*Data extract*.
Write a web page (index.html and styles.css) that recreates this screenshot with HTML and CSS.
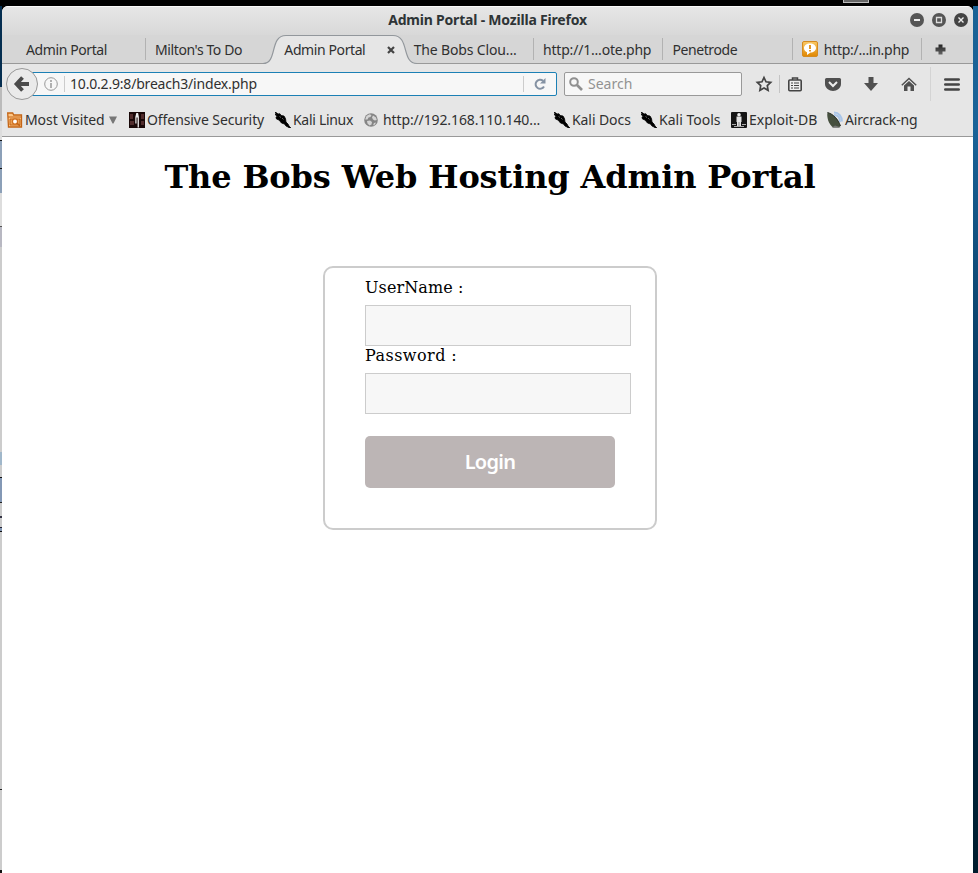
FILE: index.html
```html
<!DOCTYPE html>
<html lang="en">
<head>
<meta charset="utf-8">
<title>Admin Portal</title>
<link rel="stylesheet" href="styles.css">
</head>
<body>
<svg class="defs" width="0" height="0">
  <defs>
    <symbol id="dragon" viewBox="0 0 16 16"><path d="M0 0l1.500.8L3 2l2-.2 1 1.700 3 .5 1.500 2.500.5 3.500 2 2 1 2 2 2.200-1.500-.2-1.500-1-2-1-1.500-2-3-1-2.500-3L1.500 7 1 5l1.500-.8L0 2.500l1.500.2z" fill="#000" stroke="#000" stroke-width=".8"/><path d="M4.500 4.500l1.500 1M7 6l1.500 1.500" stroke="#777" stroke-width=".8"/></symbol>
    <linearGradient id="orange" x2="0" y2="1"><stop stop-color="#f9c968"/><stop offset="1" stop-color="#e08700"/></linearGradient>
    <linearGradient id="plus" x2="0" y2="1"><stop stop-color="#222"/><stop offset="1" stop-color="#666"/></linearGradient>
  </defs>
</svg>
<div class="panel"><i class="panel-item"></i></div>
<div class="desktop">
  <div class="behind"></div>
  <main class="window">
    <header class="titlebar">
      <span class="title">Admin Portal - Mozilla Firefox</span>
      <div class="controls">
        <svg width="14" height="14"><circle cx="7" cy="7" r="7" fill="#555"/><path d="M4 7h6" stroke="#eee" stroke-width="2"/></svg>
        <svg width="14" height="14"><circle cx="7" cy="7" r="7" fill="#555"/><path d="M4.500 4.500h5v5h-5z" fill="none" stroke="#ddd" stroke-width="1.300"/></svg>
        <svg width="14" height="14"><circle cx="7" cy="7" r="7" fill="#444"/><path d="M4.500 4.500l5 5m0-5l-5 5" stroke="#eee" stroke-width="1.400"/></svg>
      </div>
    </header>
    <nav class="tabs">
      <div class="tab sep">Admin Portal</div>
      <div class="tab">Milton's To Do</div>
      <div class="tab active">
        <svg class="shape" width="154" height="29" viewBox="0 0 154 29"><path d="M0 28.500C15 28.500 6 .5 23 .5H130C147 .5 138 28.500 154 28.500V29H0z" fill="#e6e6e6"/><path d="M0 28.500C15 28.500 6 .5 23 .5H130C147 .5 138 28.500 154 28.500" fill="none" stroke="#92979c" stroke-width="1.200"/></svg>
        <span class="label">Admin Portal</span>
        <svg class="close" width="8" height="8"><path d="M1 1l6 6m0-6L1 7" stroke="#444" stroke-width="2.200"/></svg>
      </div>
      <div class="tab sep cloud">The Bobs Clou...</div>
      <div class="tab sep remote">http://1...ote.php</div>
      <div class="tab sep pen">Penetrode</div>
      <div class="tab sep fav">
        <svg width="16" height="16"><rect x=".5" y=".5" width="15" height="15" rx="1.500" fill="url(#orange)" stroke="#d58b20"/><path d="M8 2.500c3.500 0 6 1.800 6 4.500s-2.500 4.500-5.500 4.500L5 14v-2.800C3 10.500 2 9 2 7c0-2.700 2.500-4.500 6-4.500z" fill="#fff"/><path d="M8 4v4m0 1v1.500" stroke="#e08c10" stroke-width="1.800"/></svg>
        <span>http:/...in.php</span>
      </div>
      <svg class="newtab" width="11" height="11"><path d="M3.500.5h4v3h3v4h-3v3h-4v-3h-3v-4h3z" fill="url(#plus)"/></svg>
    </nav>
    <div class="toolbar">
      <svg class="back" width="32" height="32"><circle cx="16" cy="16" r="15.500" fill="#eaeaea" stroke="#999"/><path d="M16.500 9.500L10.500 16l6 6.500M10.500 16h12.500" fill="none" stroke="#4b4b4b" stroke-width="3.800"/></svg>
      <div class="url">
        <svg width="14" height="14"><circle cx="7" cy="7" r="6.300" fill="none" stroke="#999"/><path d="M7 3v2m0 1v5" stroke="#999" stroke-width="1.500"/></svg>
        <span class="address">10.0.2.9:8/breach3/index.php</span>
        <span class="reload"><svg width="12" height="12"><path d="M10 8.500A4.500 4.500 0 1 1 9 2.800" fill="none" stroke="#8592a3" stroke-width="2"/><path d="M11.500 0v5.500H6z" fill="#8592a3"/></svg></span>
      </div>
      <div class="search">
        <svg width="14" height="14"><circle cx="5" cy="5" r="3.800" fill="none" stroke="#909090" stroke-width="2"/><path d="M8 8l5 5" stroke="#909090" stroke-width="2.600"/></svg>
        <span>Search</span>
      </div>
      <div class="tools">
        <svg width="16" height="16"><path d="M8 1.500l2 4.300 4.700.6-3.400 3.200.8 4.700L8 12l-4.100 2.300.8-4.700L1.300 6.400 6 5.800z" fill="none" stroke="#444" stroke-width="1.700"/></svg>
        <i class="rule"></i>
        <svg class="list" width="14" height="15"><path d="M4.500 3V1h5v2" fill="none" stroke="#444" stroke-width="1.500"/><rect x=".8" y="3" width="12.400" height="10.800" rx="1" fill="#eee" stroke="#444" stroke-width="1.600"/><path d="M3 6h2m1 0h5M3 8.500h2m1 0h5M3 11h2m1 0h5" stroke="#444" stroke-width="1.100"/></svg>
        <svg class="pocket" width="16" height="15"><path d="M1.500 1h13q1.500 0 1.500 1.500V7c0 4-4 7-8 7S0 11 0 7V2.500Q0 1 1.500 1z" fill="#505050"/><path d="M4 5l4 4 4-4" fill="none" stroke="#eee" stroke-width="2"/></svg>
        <svg class="down" width="14" height="14"><path d="M4.500 0h5v6H14l-7 8-7-8h4.500z" fill="#505050"/></svg>
        <svg class="home" width="16" height="15"><path d="M.8 8.300L8 1.500l7.200 6.800" fill="none" stroke="#505050" stroke-width="1.500"/><path d="M3 8.500l5-4.500 5 4.500V14H9.500V9.500h-3V14H3z" fill="#505050"/></svg>
        <i class="rule tall"></i>
        <svg class="menu" width="16" height="13"><path d="M1.300 1.500h13.400M1.300 6.500h13.400M1.300 11.500h13.400" stroke="#444" stroke-width="2.600" stroke-linecap="round"/></svg>
      </div>
    </div>
    <div class="bookmarks">
      <div class="mark visited"><svg width="16" height="16"><path d="M.7 1h5l1 2H14.500v12H1.500z" fill="#ffc786" stroke="#c46516" stroke-width="1.300"/><path d="M1 5h13.500M3 7h10v6H3z" fill="#efa75b" stroke="#c46516"/><circle cx="8" cy="9.500" r="2.600" fill="#fff" stroke="#d27323" stroke-width="1.300"/><path d="M10 11l3 3" stroke="#c46516" stroke-width="1.500"/></svg><span>Most Visited</span><svg class="arrow" width="8" height="8"><path d="M0 .5h8L4.500 7.500h-1z" fill="#777"/></svg></div>
      <div class="mark offensive"><svg width="16" height="16"><path d="M0 0h16v16H0z" fill="#190808"/><path d="M1 2h3v5H1zm0 7h4v4H1zm11-7h3v5h-3zm0 7h3v4h-3z" fill="#512c2c"/><path d="M7.300 1h1.800l.8 4v10.500H8.600V5.500H7.500v6H6.300V5z" fill="#eee"/></svg><span>Offensive Security</span></div>
      <div class="mark linux"><svg width="16" height="16"><use href="#dragon"/></svg><span>Kali Linux</span></div>
      <div class="mark ip"><svg width="14" height="14"><circle cx="7" cy="7" r="6.800" fill="#858585"/><path d="M2.500 3l3-1.800 2 .8-1 2-2 .5-1 2H1.200zM9 2.500l3 2 .8 2.500-2 .5L9 6.500l-1-2zM3 8l3-.5L8 9l-.5 2.500-2 1-2-2zm7 2l2-.5-1 2-2 1z" fill="#d4d4d4"/></svg><span>http://192.168.110.140...</span></div>
      <div class="mark docs"><svg width="16" height="16"><use href="#dragon"/></svg><span>Kali Docs</span></div>
      <div class="mark ktools"><svg width="16" height="16"><use href="#dragon"/></svg><span>Kali Tools</span></div>
      <div class="mark exploit"><svg width="16" height="16"><rect width="16" height="16" rx="1" fill="#151515"/><path d="M1 12.500h4m6 0h4M3 14.500h10" stroke="#aaa"/><circle cx="8" cy="2.800" r="1.800" fill="#eee"/><path d="M5.500 4.500h5V10H10v4H6v-4h-.5z" fill="#e4e4e4"/><path d="M8 10v4" stroke="#777" stroke-width=".8"/></svg><span>Exploit-DB</span></div>
      <div class="mark aircrack"><svg width="16" height="16"><path d="M7 .5c5 0 8 4 8 9M7 3c4 0 6 3 6 7" fill="none" stroke="#a9c5e8" stroke-width="1.800"/><path d="M.5.5C5 1 11 6 13.500 14L12 15.500H6C1.500 12-.5 5 .5.5z" fill="#46503f"/><path d="M.5.5C6 2 11 7 13.500 14" fill="none" stroke="#2b3028"/><path d="M5 15.500l3-2 6 2z" fill="#777"/></svg><span>Aircrack-ng</span></div>
    </div>
    <section class="page">
      <h1>The Bobs Web Hosting Admin Portal</h1>
      <form class="login">
        <label for="user">UserName :</label>
        <input id="user" type="text">
        <label for="pass" class="pass">Password :</label>
        <input id="pass" type="password">
        <button type="button">Login</button>
      </form>
    </section>
  </main>
  <div class="wallpaper"></div>
</div>
</body>
</html>
```
FILE: styles.css
```css
* { box-sizing: border-box; }
body { margin: 0; width: 978px; height: 873px; overflow: hidden; background: #000; font: 14px/20px "Noto Sans", sans-serif; color: #303030; }
svg { display: block; flex: none; overflow: visible; }
.defs { position: absolute; }
.panel { height: 6px; background: #000; }
.panel-item { display: block; width: 26px; height: 3px; margin-left: 843px; background: #666; border: 1px solid #bbb; border-top: 0; }
.desktop { display: flex; height: 867px; }
.behind { width: 2px; background: linear-gradient(#052e50 0 81px, #bbb 81px 115px, #ddd 115px 134px, #111 134px 135px, #8ca0b8 135px 162px, #111 162px 163px, #8ca0b8 163px 187px, #ddd 187px 220px, #555 220px 221px, #b8b8c2 221px 241px, #ccc 241px 446px, #a0b7ca 446px 459px, #ccc 459px 471px, #111 471px 472px, #8398b5 472px 496px, #222 496px 497px, #ccc 497px 510px, #334 510px 512px, #ccc 512px 521px, #223 521px 522px, #8398b5 522px 525px, #111 525px 526px, #ccc 526px 783px, #222 783px 784px, #ccc 784px 864px, #111 864px); }
.window { width: 971px; background: #fff; border-radius: 6px 6px 0 0; overflow: hidden; }
.wallpaper { width: 5px; background: linear-gradient(#1a6295, #1a6398 14%, #0b426b 38%, #003052 55%, #001d2e 100%); }
.titlebar { height: 29px; padding-top: 3px; position: relative; background: linear-gradient(#e6e6e6, #d8d8d8); border-top: 1px solid #fafafa; text-align: center; font-weight: 700; letter-spacing: -.2px; color: #2e3436; }
.controls { position: absolute; right: 5px; top: 6px; display: flex; gap: 8px; }
.tabs { height: 29px; padding-left: 14px; display: grid; grid-template-columns: 130px repeat(6, 129.350px) 30px; align-items: center; background: #d6d6d6; border-bottom: 1px solid #999; }
.tab { position: relative; height: 22px; padding-left: 10px; line-height: 23px; white-space: nowrap; letter-spacing: -.4px; }
.tab + .tab { padding-left: 9px; }
.sep { border-right: 1px solid #b2b2b2; }
.shape { position: absolute; left: -12px; top: -3px; }
.label { position: relative; }
.close { position: absolute; right: 10px; top: 8px; }
.tab.cloud { letter-spacing: -.15px; }
.tab.remote { letter-spacing: -.2px; }
.tab.fav { display: flex; align-items: center; gap: 6px; letter-spacing: -.27px; }
.newtab { margin-left: 13px; margin-top: 1px; }
.toolbar { height: 40px; padding-left: 4px; display: flex; align-items: center; background: #e6e6e6; }
.back { position: relative; z-index: 1; }
.url { width: 530px; height: 24px; margin-left: -11px; padding-left: 16px; display: flex; align-items: center; background: #f7f7f7; border: 1px solid #1c80b5; border-radius: 0 2px 2px 0; }
.address { flex: 1; margin-left: 6px; padding-left: 5px; line-height: 16px; letter-spacing: -.19px; border-left: 1px solid #ccc; }
.reload { width: 33px; height: 16px; padding: 2px 0 0 10px; border-left: 1px solid #ccc; }
.search { width: 178px; height: 24px; margin-left: 7px; padding-left: 4px; display: flex; align-items: center; gap: 5px; background: #f7f7f7; border: 1px solid #999; border-radius: 2px; color: #929292; }
.tools { display: flex; align-items: center; margin-left: 14px; }
.rule { width: 1px; height: 18px; margin: 0 8px 0 7px; background: #c4c4c4; }
.pocket { margin-left: 23px; }
.down { margin-left: 23px; }
.home { margin-left: 23px; }
.rule.tall { height: 34px; margin: 0 13px; background: #d4d4d4; }
.bookmarks { height: 33px; padding-left: 5px; display: flex; align-items: center; background: #e6e6e6; border-bottom: 1px solid #999; }
.mark { display: flex; flex: none; align-items: center; gap: 2px; height: 24px; white-space: nowrap; letter-spacing: -.08px; }
.visited { width: 122px; }
.arrow { margin-left: 2px; }
.offensive { width: 146px; }
.linux { width: 89px; letter-spacing: -.3px; }
.ip { width: 190px; gap: 5px; letter-spacing: -.12px; }
.docs { width: 87px; }
.ktools { width: 90px; letter-spacing: 0; }
.exploit { width: 96px; letter-spacing: 0; }
.aircrack { letter-spacing: -.15px; }
.page { padding-top: 21px; }
h1 { width: 976px; margin: 0; text-align: center; font: bold 32px/38px "DejaVu Serif", serif; letter-spacing: -.14px; color: #000; }
.login { width: 334px; height: 264px; margin: 70px 0 0 321px; padding: 8px 24px 0 40px; border: 2px solid #ccc; border-radius: 10px; }
.login label { display: block; height: 27px; font: 16px/24px "DejaVu Serif", serif; letter-spacing: .1px; color: #000; }
.login .pass { padding-top: 1px; letter-spacing: .45px; }
.login input { display: block; width: 266px; height: 41px; margin: 2px 0 -3px; background: #f7f7f7; border: 1px solid #ccc; border-radius: 0; outline: 0; }
.login .pass + input { margin-top: 3px; }
.login .pass { padding-top: 1px; }
.login button { display: block; width: 250px; height: 52px; margin-top: 25px; padding: 0 0 2px; border: 0; border-radius: 5px; background: #bcb5b5; color: #fff; font: 600 20px "Noto Sans", sans-serif; letter-spacing: -.7px; }
```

*Problem to work on*. Make a copy of each line that contains the string "index".

*Final result*.
Write a web page (index.html and styles.css) that recreates this screenshot with HTML and CSS.
FILE: index.html
        <span class="address">10.0.2.9:8/breach3/index.php</span>
.back { position: relative; z-index: 1; }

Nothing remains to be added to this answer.